- _Prompt_
Reproduce all the lines below exactly and omit the images.

********

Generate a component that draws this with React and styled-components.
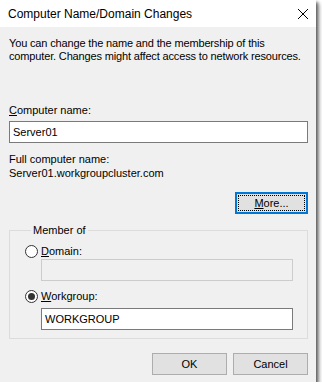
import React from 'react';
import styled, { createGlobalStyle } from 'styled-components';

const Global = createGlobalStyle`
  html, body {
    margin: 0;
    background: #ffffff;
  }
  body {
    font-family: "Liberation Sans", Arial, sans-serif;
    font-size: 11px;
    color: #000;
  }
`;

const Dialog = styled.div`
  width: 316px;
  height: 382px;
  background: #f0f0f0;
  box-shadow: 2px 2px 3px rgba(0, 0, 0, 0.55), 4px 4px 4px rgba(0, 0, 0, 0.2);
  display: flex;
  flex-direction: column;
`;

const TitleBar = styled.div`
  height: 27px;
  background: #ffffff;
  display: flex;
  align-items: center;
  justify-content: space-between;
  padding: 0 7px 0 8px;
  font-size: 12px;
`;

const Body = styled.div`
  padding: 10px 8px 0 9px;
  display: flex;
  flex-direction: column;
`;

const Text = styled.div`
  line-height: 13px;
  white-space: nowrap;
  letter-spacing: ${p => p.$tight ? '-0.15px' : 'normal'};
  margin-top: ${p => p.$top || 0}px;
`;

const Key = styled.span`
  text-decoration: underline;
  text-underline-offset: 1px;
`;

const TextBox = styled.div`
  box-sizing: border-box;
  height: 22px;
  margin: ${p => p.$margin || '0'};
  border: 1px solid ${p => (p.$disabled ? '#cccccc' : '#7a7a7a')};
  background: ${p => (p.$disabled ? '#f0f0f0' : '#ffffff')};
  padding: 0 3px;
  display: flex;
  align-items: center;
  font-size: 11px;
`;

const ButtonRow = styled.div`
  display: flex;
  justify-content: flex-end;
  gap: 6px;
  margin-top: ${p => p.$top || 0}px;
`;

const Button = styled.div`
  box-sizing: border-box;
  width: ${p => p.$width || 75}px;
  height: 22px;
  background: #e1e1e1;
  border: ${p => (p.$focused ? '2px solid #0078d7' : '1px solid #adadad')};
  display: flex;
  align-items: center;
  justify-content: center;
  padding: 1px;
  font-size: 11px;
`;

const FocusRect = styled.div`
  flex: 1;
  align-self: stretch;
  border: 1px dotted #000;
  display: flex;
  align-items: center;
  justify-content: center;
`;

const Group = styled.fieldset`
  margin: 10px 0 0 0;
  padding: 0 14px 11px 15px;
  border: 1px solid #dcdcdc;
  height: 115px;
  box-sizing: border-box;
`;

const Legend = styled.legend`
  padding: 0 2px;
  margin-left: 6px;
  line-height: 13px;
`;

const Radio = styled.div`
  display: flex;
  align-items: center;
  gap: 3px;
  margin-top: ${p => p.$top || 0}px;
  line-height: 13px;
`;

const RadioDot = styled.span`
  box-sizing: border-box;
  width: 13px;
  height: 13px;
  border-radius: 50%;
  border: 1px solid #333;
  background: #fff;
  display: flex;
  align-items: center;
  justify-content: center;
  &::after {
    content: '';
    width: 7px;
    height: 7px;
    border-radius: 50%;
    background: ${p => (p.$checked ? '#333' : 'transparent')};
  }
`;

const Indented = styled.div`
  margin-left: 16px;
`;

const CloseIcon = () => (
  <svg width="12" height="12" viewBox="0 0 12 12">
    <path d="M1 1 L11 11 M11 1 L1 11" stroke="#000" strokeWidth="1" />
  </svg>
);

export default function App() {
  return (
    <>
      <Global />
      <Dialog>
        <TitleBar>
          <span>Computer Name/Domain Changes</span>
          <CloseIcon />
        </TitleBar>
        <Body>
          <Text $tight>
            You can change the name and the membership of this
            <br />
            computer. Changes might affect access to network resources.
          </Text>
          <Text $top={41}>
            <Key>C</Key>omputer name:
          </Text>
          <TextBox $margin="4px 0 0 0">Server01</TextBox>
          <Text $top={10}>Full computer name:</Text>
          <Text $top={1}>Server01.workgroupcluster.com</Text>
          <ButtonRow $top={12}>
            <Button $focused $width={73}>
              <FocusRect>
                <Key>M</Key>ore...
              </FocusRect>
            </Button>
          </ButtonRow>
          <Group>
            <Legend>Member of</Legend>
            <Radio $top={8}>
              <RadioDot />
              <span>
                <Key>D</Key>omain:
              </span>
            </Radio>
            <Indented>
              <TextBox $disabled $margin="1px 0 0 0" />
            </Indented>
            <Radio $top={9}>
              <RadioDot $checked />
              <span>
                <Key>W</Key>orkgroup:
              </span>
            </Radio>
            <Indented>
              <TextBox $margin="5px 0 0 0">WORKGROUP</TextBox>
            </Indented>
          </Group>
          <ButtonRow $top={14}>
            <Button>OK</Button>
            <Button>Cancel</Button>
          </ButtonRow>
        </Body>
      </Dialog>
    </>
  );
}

********

- _Output below_
Generate a component that draws this with React and styled-components.
import React from 'react';
import styled, { createGlobalStyle } from 'styled-components';

const Global = createGlobalStyle`
  html, body {
    margin: 0;
    background: #ffffff;
  }
  body {
    font-family: "Liberation Sans", Arial, sans-serif;
    font-size: 11px;
    color: #000;
  }
`;

const Dialog = styled.div`
  width: 316px;
  height: 382px;
  background: #f0f0f0;
  box-shadow: 2px 2px 3px rgba(0, 0, 0, 0.55), 4px 4px 4px rgba(0, 0, 0, 0.2);
  display: flex;
  flex-direction: column;
`;

const TitleBar = styled.div`
  height: 27px;
  background: #ffffff;
  display: flex;
  align-items: center;
  justify-content: space-between;
  padding: 0 7px 0 8px;
  font-size: 12px;
`;

const Body = styled.div`
  padding: 10px 8px 0 9px;
  display: flex;
  flex-direction: column;
`;

const Text = styled.div`
  line-height: 13px;
  white-space: nowrap;
  letter-spacing: ${p => p.$tight ? '-0.15px' : 'normal'};
  margin-top: ${p => p.$top || 0}px;
`;

const Key = styled.span`
  text-decoration: underline;
  text-underline-offset: 1px;
`;

const TextBox = styled.div`
  box-sizing: border-box;
  height: 22px;
  margin: ${p => p.$margin || '0'};
  border: 1px solid ${p => (p.$disabled ? '#cccccc' : '#7a7a7a')};
  background: ${p => (p.$disabled ? '#f0f0f0' : '#ffffff')};
  padding: 0 3px;
  display: flex;
  align-items: center;
  font-size: 11px;
`;

const ButtonRow = styled.div`
  display: flex;
  justify-content: flex-end;
  gap: 6px;
  margin-top: ${p => p.$top || 0}px;
`;

const Button = styled.div`
  box-sizing: border-box;
  width: ${p => p.$width || 75}px;
  height: 22px;
  background: #e1e1e1;
  border: ${p => (p.$focused ? '2px solid #0078d7' : '1px solid #adadad')};
  display: flex;
  align-items: center;
  justify-content: center;
  padding: 1px;
  font-size: 11px;
`;

const FocusRect = styled.div`
  flex: 1;
  align-self: stretch;
  border: 1px dotted #000;
  display: flex;
  align-items: center;
  justify-content: center;
`;

const Group = styled.fieldset`
  margin: 10px 0 0 0;
  padding: 0 14px 11px 15px;
  border: 1px solid #dcdcdc;
  height: 115px;
  box-sizing: border-box;
`;

const Legend = styled.legend`
  padding: 0 2px;
  margin-left: 6px;
  line-height: 13px;
`;

const Radio = styled.div`
  display: flex;
  align-items: center;
  gap: 3px;
  margin-top: ${p => p.$top || 0}px;
  line-height: 13px;
`;

const RadioDot = styled.span`
  box-sizing: border-box;
  width: 13px;
  height: 13px;
  border-radius: 50%;
  border: 1px solid #333;
  background: #fff;
  display: flex;
  align-items: center;
  justify-content: center;
  &::after {
    content: '';
    width: 7px;
    height: 7px;
    border-radius: 50%;
    background: ${p => (p.$checked ? '#333' : 'transparent')};
  }
`;

const Indented = styled.div`
  margin-left: 16px;
`;

const CloseIcon = () => (
  <svg width="12" height="12" viewBox="0 0 12 12">
    <path d="M1 1 L11 11 M11 1 L1 11" stroke="#000" strokeWidth="1" />
  </svg>
);

export default function App() {
  return (
    <>
      <Global />
      <Dialog>
        <TitleBar>
          <span>Computer Name/Domain Changes</span>
          <CloseIcon />
        </TitleBar>
        <Body>
          <Text $tight>
            You can change the name and the membership of this
            <br />
            computer. Changes might affect access to network resources.
          </Text>
          <Text $top={41}>
            <Key>C</Key>omputer name:
          </Text>
          <TextBox $margin="4px 0 0 0">Server01</TextBox>
          <Text $top={10}>Full computer name:</Text>
          <Text $top={1}>Server01.workgroupcluster.com</Text>
          <ButtonRow $top={12}>
            <Button $focused $width={73}>
              <FocusRect>
                <Key>M</Key>ore...
              </FocusRect>
            </Button>
          </ButtonRow>
          <Group>
            <Legend>Member of</Legend>
            <Radio $top={8}>
              <RadioDot />
              <span>
                <Key>D</Key>omain:
              </span>
            </Radio>
            <Indented>
              <TextBox $disabled $margin="1px 0 0 0" />
            </Indented>
            <Radio $top={9}>
              <RadioDot $checked />
              <span>
                <Key>W</Key>orkgroup:
              </span>
            </Radio>
            <Indented>
              <TextBox $margin="5px 0 0 0">WORKGROUP</TextBox>
            </Indented>
          </Group>
          <ButtonRow $top={14}>
            <Button>OK</Button>
            <Button>Cancel</Button>
          </ButtonRow>
        </Body>
      </Dialog>
    </>
  );
}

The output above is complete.